Dubuque, Iowa, has been called the “masterpiece on the Mississippi” for its natural beauty and proximity to the Mississippi River.
Now, the city of about 60,000 residents on the Illinois border is becoming known for a different kind of beauty — murals.
“It’s a river town with working-class roots, but we’re entering a new era, and it’s kind of interesting,” says Sam Mulgrew, whose Voices Productions nonprofit group has been a force behind the push for more public art. “The cultural life of Dubuque is taking on a new form.”
Dubuque has about 60 murals, according to Mulgrew, all done since 2015.
Some were painted to give a lift to an area, others to spur cultural tourism and help add to the vibe of a city aiming to attract and keep young residents.
“It’s inspired by an old currency note,” according to WERC, and includes “a goddess who’s holding lightning, and she’s supported by an eagle.”
Across the street, WERC did another mural the same year, titled “Owl Moon,” touching on “femininity, wisdom, beauty” but which since was unexpectedly painted over.
Other murals in Dubuque have purposely been given a limited shelf life. Like one done in 2021 by the Connecticut artist who goes by ARCY that celebrates two baseball pioneers with ties to Dubuque and to the White Sox: Charles Comiskey and Red Faber.
Comiskey, one of the founders of the American League, was a longtime owner of the Sox who once played for the Dubuque Rabbits minor-league team.
Faber was a Sox pitcher from 1914 to 1933 who played college and minor-league ball in Dubuque and was among the last pitchers allowed to throw a spitball, having been grandfathered in to keep using it when the pitch was banned.
Mulgrew says that mural was on a wall that’s meant to be repainted every year or two with new art, and it’s already been replaced.
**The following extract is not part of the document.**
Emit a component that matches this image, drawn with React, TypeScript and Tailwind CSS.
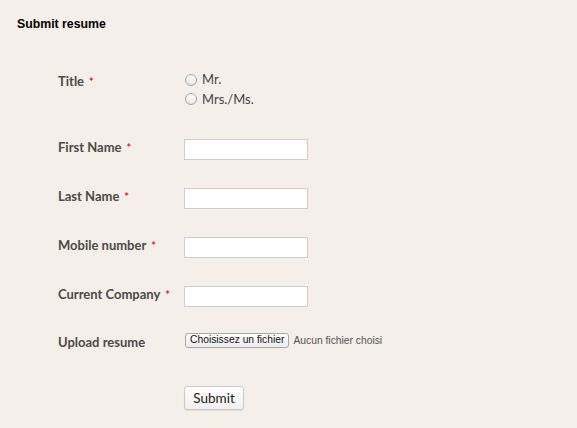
const fields = ['First Name', 'Last Name', 'Mobile number', 'Current Company'];

function Label({ text, required }: { text: string; required?: boolean }) {
  return (
    <div className="w-[126px] shrink-0 text-[13px] font-bold text-[#4d4a48] [font-family:Lato,'Open_Sans',sans-serif]">
      {text}
      {required && <span className="ml-[5px] text-[11px] text-[#e8231d]">*</span>}
    </div>
  );
}

function Radio({ label }: { label: string }) {
  return (
    <label className="flex h-[19.5px] items-center gap-[5px]">
      <span className="ml-[1px] h-[12px] w-[12px] rounded-full border border-[#a5a5a5] bg-gradient-to-b from-[#ffffff] to-[#e6e6e6]" />
      <span className="text-[13px] text-[#444] [font-family:Lato,sans-serif]">{label}</span>
    </label>
  );
}

export default function App() {
  return (
    <div className="min-h-[428px] w-[577px] bg-[#f4efe9] [font-family:'Liberation_Sans',Arial,sans-serif]">
      {/* Heading */}
      <h1 className="pl-[17px] pt-[16px] text-[12.3px] font-bold leading-[16px] text-black">Submit resume</h1>

      {/* Form */}
      <form className="mt-[38px] flex flex-col pl-[58px]">
        <div className="flex">
          <div className="pt-[2px] leading-[19px]">
            <Label text="Title" required />
          </div>
          <div className="flex flex-col">
            <Radio label="Mr." />
            <Radio label="Mrs./Ms." />
          </div>
        </div>

        <div className="mt-[30px] flex flex-col gap-[28px]">
          {fields.map((f) => (
            <div key={f} className="flex h-[21px] items-center">
              <div className="mb-[4px]">
                <Label text={f} required />
              </div>
              <input
                type="text"
                className="h-[21px] w-[124px] border border-[#cfcdcb] bg-white outline-none"
              />
            </div>
          ))}
        </div>

        {/* Upload */}
        <div className="mt-[23px] flex h-[21px] items-center">
          <div className="pt-[4px]">
            <Label text="Upload resume" />
          </div>
          <button
            type="button"
            className="ml-[1px] flex h-[15px] items-center rounded-[3px] border border-[#a8a8a8] bg-gradient-to-b from-[#ffffff] to-[#ececec] px-[4px] text-[10.3px] leading-none text-[#111]"
          >
            Choisissez un fichier
          </button>
          <span className="ml-[4px] text-[10.3px] text-[#555]">Aucun fichier choisi</span>
        </div>

        {/* Submit */}
        <div className="mt-[35px] pl-[126px]">
          <button
            type="button"
            className="h-[24px] w-[60px] rounded-[3px] border border-[#c9c9c9] bg-gradient-to-b from-[#ffffff] to-[#f0f0f0] text-[13.5px] text-[#222] shadow-[0_1px_1px_rgba(0,0,0,0.08)] [font-family:Lato,sans-serif]"
          >
            Submit
          </button>
        </div>
      </form>
    </div>
  );
}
Mulgrew says his favorite painting in Dubuque might be one by the artist who goes by Gaia, featuring “a photograph we found of a group of men who were brewers in Dubuque” decades ago “holding a poster of their brewery.”
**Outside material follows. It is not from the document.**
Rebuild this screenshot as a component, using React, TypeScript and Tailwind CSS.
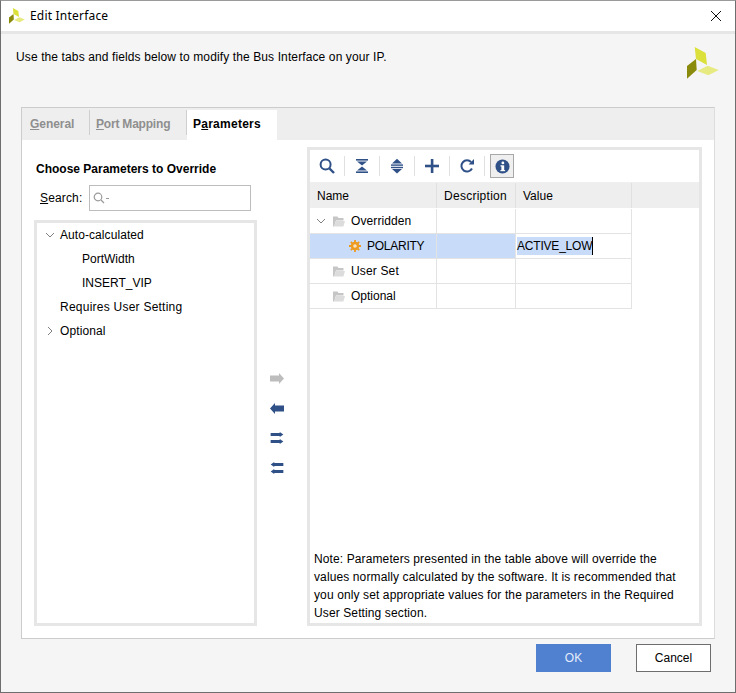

“It’s so many times removed from reality,” Mulgrew says. “Someone takes a photo of them, and we make a mural of it, like, 100 years later.”
Gaia, who lives in Baltimore, says of his mural: “I wanted to propose the idea that the white working class, its biggest danger, its biggest threat, isn’t xenophobic, not immigrants taking jobs or globalization, it’s just automation.”
Asked about Dubuque’s explosion of murals, Gaia says, “I am intrigued by the strategy that ultimately a lot of small towns in the United States are utilizing, focusing on a younger demographic and exploring all kinds of different strategies for retaining young people.”
Street and graffiti art “are a facet of that strategy,” he says. “Ultimately, I think it works.”
Mulgrew says other small towns in the Midwest are “looking to Dubuque as a model for public art and mural art, for how to get it done.”